Democratic leaders left the meeting citing “large differences” with Republicans on their health care priorities, while Republicans predicted a shutdown would happen because Democrats wouldn’t drop their left-wing demands.
“I think we’re headed into a shutdown, because the Democrats won’t do the right thing,” said Vice President J.D. Vance, who attended the meeting. “I hope they change their mind, but we’re going to see.”
Senate Majority Leader John Thune, South Dakota Republican, described the Democrats’ tactics as “pure and simple hostage taking.”
Democrats showed no signs of budging from their demands, which include extending pandemic-era Obamacare subsidies, rolling back GOP cuts to Medicaid and stopping the Trump administration from ignoring congressional spending directives.
“We have very large differences on health care and on their ability to undo whatever budget we agree to through recissions and through impoundment,” Senate Democratic leader Charles E. Schumer of New York said after the meeting.
He said Mr. Trump heard Democrats’ objections to funding the government without a solution to address rising health care costs as they laid out the consequences of inaction.

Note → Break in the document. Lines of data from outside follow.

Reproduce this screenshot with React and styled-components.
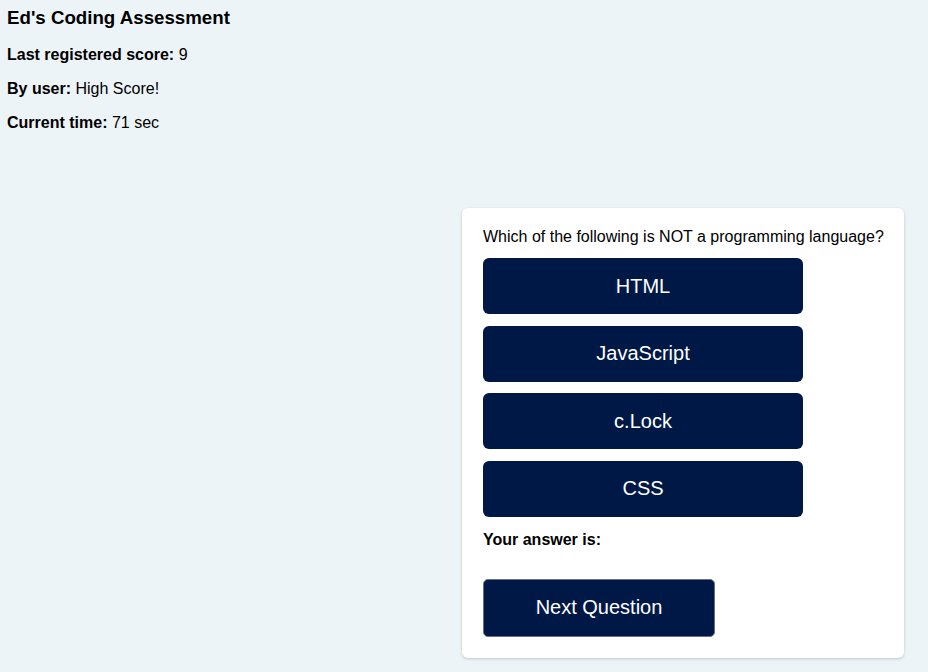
import React from 'react';
import styled, { createGlobalStyle } from 'styled-components';

const GlobalStyle = createGlobalStyle`
  html, body {
    margin: 0;
    padding: 0;
    background: #edf4f8;
  }

  body {
    font-family: 'Liberation Sans', Arial, Helvetica, sans-serif;
    color: #000;
  }
`;

const Page = styled.div`
  min-height: 672px;
  box-sizing: border-box;
  padding: 7px 24px 14px 7px;
`;

const Header = styled.header`
  display: flex;
  flex-direction: column;
  gap: 16px;
`;

const Title = styled.h1`
  margin: 0 0 1px;
  font-size: 18.7px;
  line-height: 22px;
  font-weight: bold;
`;

const Stat = styled.p`
  margin: 0;
  font-size: 16px;
  line-height: 18px;

  strong {
    font-weight: bold;
  }
`;

const Layout = styled.div`
  display: grid;
  grid-template-columns: 1fr 442px;
  margin-top: 76px;
`;

const Card = styled.section`
  grid-column: 2;
  background: #fff;
  border-radius: 6px;
  box-shadow: 0 1px 3px rgba(0, 0, 0, 0.2);
  padding: 20px 21px 21px;
  display: flex;
  flex-direction: column;
  align-items: flex-start;
`;

const Question = styled.p`
  margin: 0 0 12px;
  font-size: 16px;
  line-height: 18px;
  white-space: nowrap;
`;

const Choices = styled.div`
  display: flex;
  flex-direction: column;
  gap: 11.5px;
`;

const Choice = styled.button`
  width: 320px;
  height: 56px;
  border: none;
  border-radius: 6px;
  background: #001845;
  color: #fff;
  font-family: inherit;
  font-size: 20px;
  cursor: pointer;
`;

const Answer = styled.p`
  margin: 14px 0 0;
  font-size: 16px;
  line-height: 18px;
  font-weight: bold;
`;

const NextButton = styled.button`
  margin-top: 30px;
  width: 232px;
  height: 58px;
  border: 1px solid #6b6f77;
  border-radius: 5px;
  background: #001845;
  color: #fff;
  font-family: inherit;
  font-size: 20px;
  cursor: pointer;
`;

const choices = ['HTML', 'JavaScript', 'c.Lock', 'CSS'];

export default function App() {
  return (
    <>
      <GlobalStyle />
      <Page>
        <Header>
          <Title>Ed's Coding Assessment</Title>
          <Stat>
            <strong>Last registered score:</strong> 9
          </Stat>
          <Stat>
            <strong>By user:</strong> High Score!
          </Stat>
          <Stat>
            <strong>Current time:</strong> 71 sec
          </Stat>
        </Header>
        <Layout>
          <Card>
            <Question>Which of the following is NOT a programming language?</Question>
            <Choices>
              {choices.map((c) => (
                <Choice key={c}>{c}</Choice>
              ))}
            </Choices>
            <Answer>Your answer is:</Answer>
            <NextButton>Next Question</NextButton>
          </Card>
        </Layout>
      </Page>
    </>
  );
}
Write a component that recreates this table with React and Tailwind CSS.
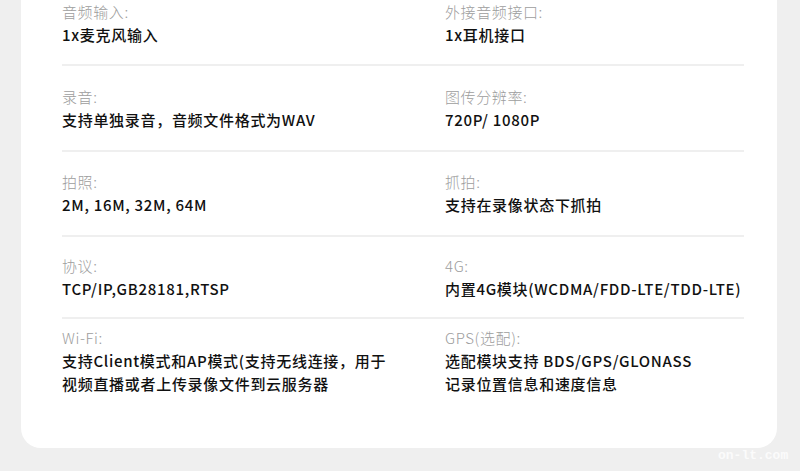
import React from "react";

const rows = [
  {
    pad: "pt-0 pb-[18px]",
    left: { label: "音频输入:", value: ["1x麦克风输入"] },
    right: { label: "外接音频接口:", value: ["1x耳机接口"] },
  },
  {
    pad: "pt-[19px] pb-[19px]",
    left: { label: "录音:", value: ["支持单独录音，音频文件格式为WAV"] },
    right: { label: "图传分辨率:", value: ["720P/ 1080P"] },
  },
  {
    pad: "pt-[18px] pb-[19px]",
    left: { label: "拍照:", value: ["2M, 16M, 32M, 64M"] },
    right: { label: "抓拍:", value: ["支持在录像状态下抓拍"] },
  },
  {
    pad: "pt-[17px] pb-[17px]",
    left: { label: "协议:", value: ["TCP/IP,GB28181,RTSP"] },
    right: { label: "4G:", value: ["内置4G模块(WCDMA/FDD-LTE/TDD-LTE)"] },
  },
  {
    pad: "pt-[7px] pb-0",
    last: true,
    left: {
      label: "Wi-Fi:",
      value: ["支持Client模式和AP模式(支持无线连接，用于", "视频直播或者上传录像文件到云服务器"],
    },
    right: {
      label: "GPS(选配):",
      value: ["选配模块支持 BDS/GPS/GLONASS", "记录位置信息和速度信息"],
    },
  },
];

const Spec = ({ label, value }) => (
  <div>
    <div className="text-[15px] leading-[23px] tracking-[0.6px] font-light text-[#9d9d9d]">
      {label}
    </div>
    <div className="text-[15px] leading-[23px] tracking-[0.7px] font-medium text-[#111]">
      {value.map((line, i) => (
        <div key={i}>{line}</div>
      ))}
    </div>
  </div>
);

export default function App() {
  return (
    <div
      className="relative w-[800px] h-[471px] overflow-hidden bg-[#efefef] pl-[21px] pr-[23px]"
      style={{ fontFamily: '"Noto Sans CJK SC", "Noto Sans", sans-serif' }}
    >
      {/* spec card, top is cut off */}
      <div className="bg-white rounded-b-[20px] pl-[41px] pr-[33px] pb-[53px]">
        {rows.map((row, i) => (
          <div
            key={i}
            className={`grid grid-cols-[383px_1fr] ${row.pad} ${
              row.last ? "" : "border-b-2 border-[#efefef]"
            }`}
          >
            <Spec {...row.left} />
            <Spec {...row.right} />
          </div>
        ))}
      </div>

      {/* watermark */}
      <div
        className="absolute left-[718px] top-[448px] text-[13px] leading-[16px] font-bold text-[#fbfbfb]"
        style={{ fontFamily: '"Liberation Mono", monospace' }}
      >
        on-lt.com
      </div>
    </div>
  );
}
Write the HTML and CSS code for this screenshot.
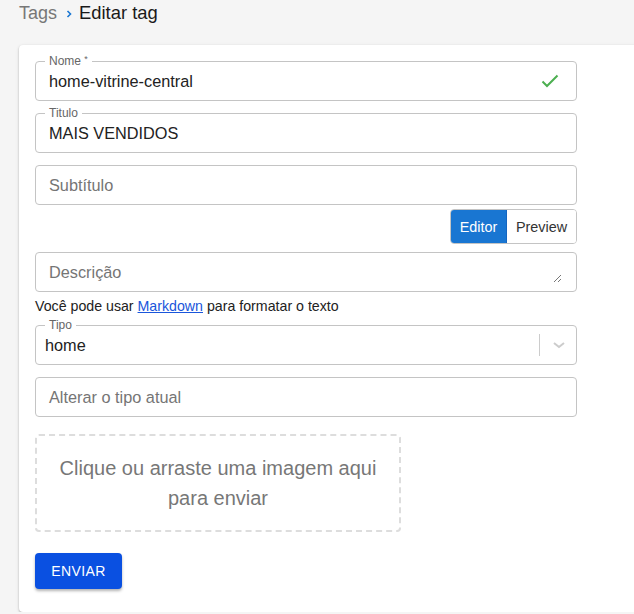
FILE: index.html
```html
<!DOCTYPE html>
<html lang="pt-BR">
<head>
<meta charset="utf-8">
<title>Editar tag</title>
<link rel="stylesheet" href="styles.css">
</head>
<body>
<nav class="crumbs">
  <span class="crumb-link">Tags</span>
  <svg class="crumb-sep" width="6" height="8" viewBox="0 0 6 8"><path d="M1.5 1 L4.5 4 L1.5 7" fill="none" stroke="#1976d2" stroke-width="1.6"/></svg>
  <span class="crumb-current">Editar tag</span>
</nav>
<main class="card">
  <form class="form">
    <div class="field">
      <span class="label">Nome <sup>*</sup></span>
      <span class="value">home-vitrine-central</span>
      <svg class="check" width="18" height="14" viewBox="0 0 18 14"><path d="M1.5 7.5 L6 12 L16.5 1.5" fill="none" stroke="#4caf50" stroke-width="2"/></svg>
    </div>
    <div class="field">
      <span class="label">Titulo</span>
      <span class="value">MAIS VENDIDOS</span>
    </div>
    <div class="field">
      <span class="placeholder">Subtítulo</span>
    </div>
    <div class="toggle-row">
      <div class="toggle">
        <span class="tbtn active">Editor</span>
        <span class="tbtn">Preview</span>
      </div>
    </div>
    <div class="field area">
      <span class="placeholder">Descrição</span>
      <svg class="grip" width="9" height="9" viewBox="0 0 9 9"><path d="M8 1 L1 8 M8 5 L5 8" stroke="#777" stroke-width="1"/></svg>
    </div>
    <p class="help">Você pode usar <a href="#">Markdown</a> para formatar o texto</p>
    <div class="field select">
      <span class="label">Tipo</span>
      <span class="value sel">home</span>
      <span class="sel-ind">
        <span class="sel-bar"></span>
        <svg width="14" height="8" viewBox="0 0 14 8"><path d="M2 2 L7 6 L12 2" fill="none" stroke="#ccc" stroke-width="2"/></svg>
      </span>
    </div>
    <div class="field gap-dz">
      <span class="placeholder">Alterar o tipo atual</span>
    </div>
    <div class="dropzone">Clique ou arraste uma imagem aqui para enviar</div>
    <button type="button" class="submit">ENVIAR</button>
  </form>
</main>
</body>
</html>
```
FILE: styles.css
```css
* { box-sizing: border-box; }
html, body { margin: 0; padding: 0; }
body {
  background: #f5f5f5;
  font-family: "Liberation Sans", Arial, sans-serif;
  color: #222;
  overflow: hidden;
}
.crumbs {
  display: flex;
  gap: 9px;
  padding: 2px 0 0 19px;
  height: 45px;
  align-items: flex-start;
  font-size: 18px;
  line-height: 22px;
}
.crumb-link { color: #777; }
.crumb-sep { margin-top: 8px; }
.crumb-current { color: #1a1a1a; margin-left: -2px; font-size: 18.4px; }
.card {
  margin-left: 19px;
  width: 640px;
  background: #fff;
  border-radius: 4px 0 0 4px;
  box-shadow: 0 1px 2px rgba(0,0,0,0.25), 0 1px 4px rgba(0,0,0,0.08);
  padding: 16px 0 23px 16px;
}
.form {
  width: 542px;
  display: flex;
  flex-direction: column;
}
.field {
  position: relative;
  height: 40px;
  border: 1px solid #c4c4c4;
  border-radius: 4px;
  display: flex;
  align-items: center;
  padding: 0 13px;
  margin-bottom: 12px;
  font-size: 16.3px;
}
.label {
  position: absolute;
  left: 9px;
  top: -8px;
  background: #fff;
  padding: 0 4px;
  font-size: 12px;
  line-height: 14px;
  color: #666;
}
.label sup { font-size: 9px; vertical-align: top; line-height: 10px; }
.value { color: #222; padding-top: 1px; }
.placeholder { color: #757575; }
.check { position: absolute; right: 17px; top: 12px; }
.toggle-row {
  display: flex;
  justify-content: flex-end;
  margin-top: -8px;
  margin-bottom: 8px;
}
.toggle {
  display: flex;
  height: 35px;
  border: 1px solid #c4c4c4;
  border-radius: 4px;
  overflow: hidden;
  font-size: 14.4px;
}
.tbtn {
  display: flex;
  align-items: center;
  justify-content: center;
  padding: 0 6px;
  color: #333;
  background: #fff;
  width: 69px;
}
.tbtn.active {
  background: #1976d2;
  color: #fff;
  width: 56px;
  border-right: 1px solid #1565c0;
}
.area { margin-bottom: 0; }
.grip { position: absolute; right: 14px; bottom: 8px; }
.help {
  margin: 6px 0 10px;
  font-size: 14.2px;
  line-height: 17px;
  color: #222;
}
.help a { color: #1a56db; text-decoration: underline; }
.select { padding-left: 9px; }
.sel-ind {
  position: absolute;
  right: 0;
  top: 0;
  bottom: 0;
  width: 37px;
  display: flex;
  align-items: center;
  justify-content: flex-end;
  padding-right: 10px;
}
.sel-bar {
  position: absolute;
  left: 0;
  top: 8px;
  bottom: 8px;
  width: 1px;
  background: #ccc;
}
.gap-dz { margin-bottom: 17px; }
.dropzone {
  width: 366px;
  height: 98px;
  border: 2px dashed #ddd;
  border-radius: 4px;
  display: flex;
  align-items: center;
  justify-content: center;
  text-align: center;
  padding: 0 16px;
  font-size: 20px;
  line-height: 30px;
  color: #777;
  margin-bottom: 21px;
}
.submit {
  align-self: flex-start;
  width: 87px;
  height: 36px;
  border: 0;
  border-radius: 4px;
  background: #0a50e1;
  color: #fff;
  font-family: "Liberation Sans", Arial, sans-serif;
  font-size: 14px;
  letter-spacing: 0.4px;
  box-shadow: 0 2px 3px rgba(0,0,0,0.3);
  padding: 0;
}
```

“By his face and by the way he looked, I think he heard about them for the first time – the closing of rural hospitals, the fact that so many clinics are closing,” Mr. Schumer said.
Those consequences, Democrats say, come from Republicans cutting federal funding for Medicaid in their One Big Beautiful Bill. Republicans say the Medicaid changes shore up the program by requiring able-bodied adults to work and preventing benefits from going to illegal immigrants.
Democrats are also worried about the looming expiration of their COVID-19 expansion of Obamacare subsidies. Mr. Schumer said people will pay $400 more a month, close to $5,000 a year on premiums, if Congress does not extend the enhanced subsidies, which cap premium costs at 8.5% of household income.
While Democrats laid out their asks, they said Mr. Trump did not commit to anything.
House Democratic leader Hakeem Jeffries of New York said the discussion with Mr. Trump and GOP congressional leaders was “frank and direct” but ended with “significant and meaningful differences” between the two parties.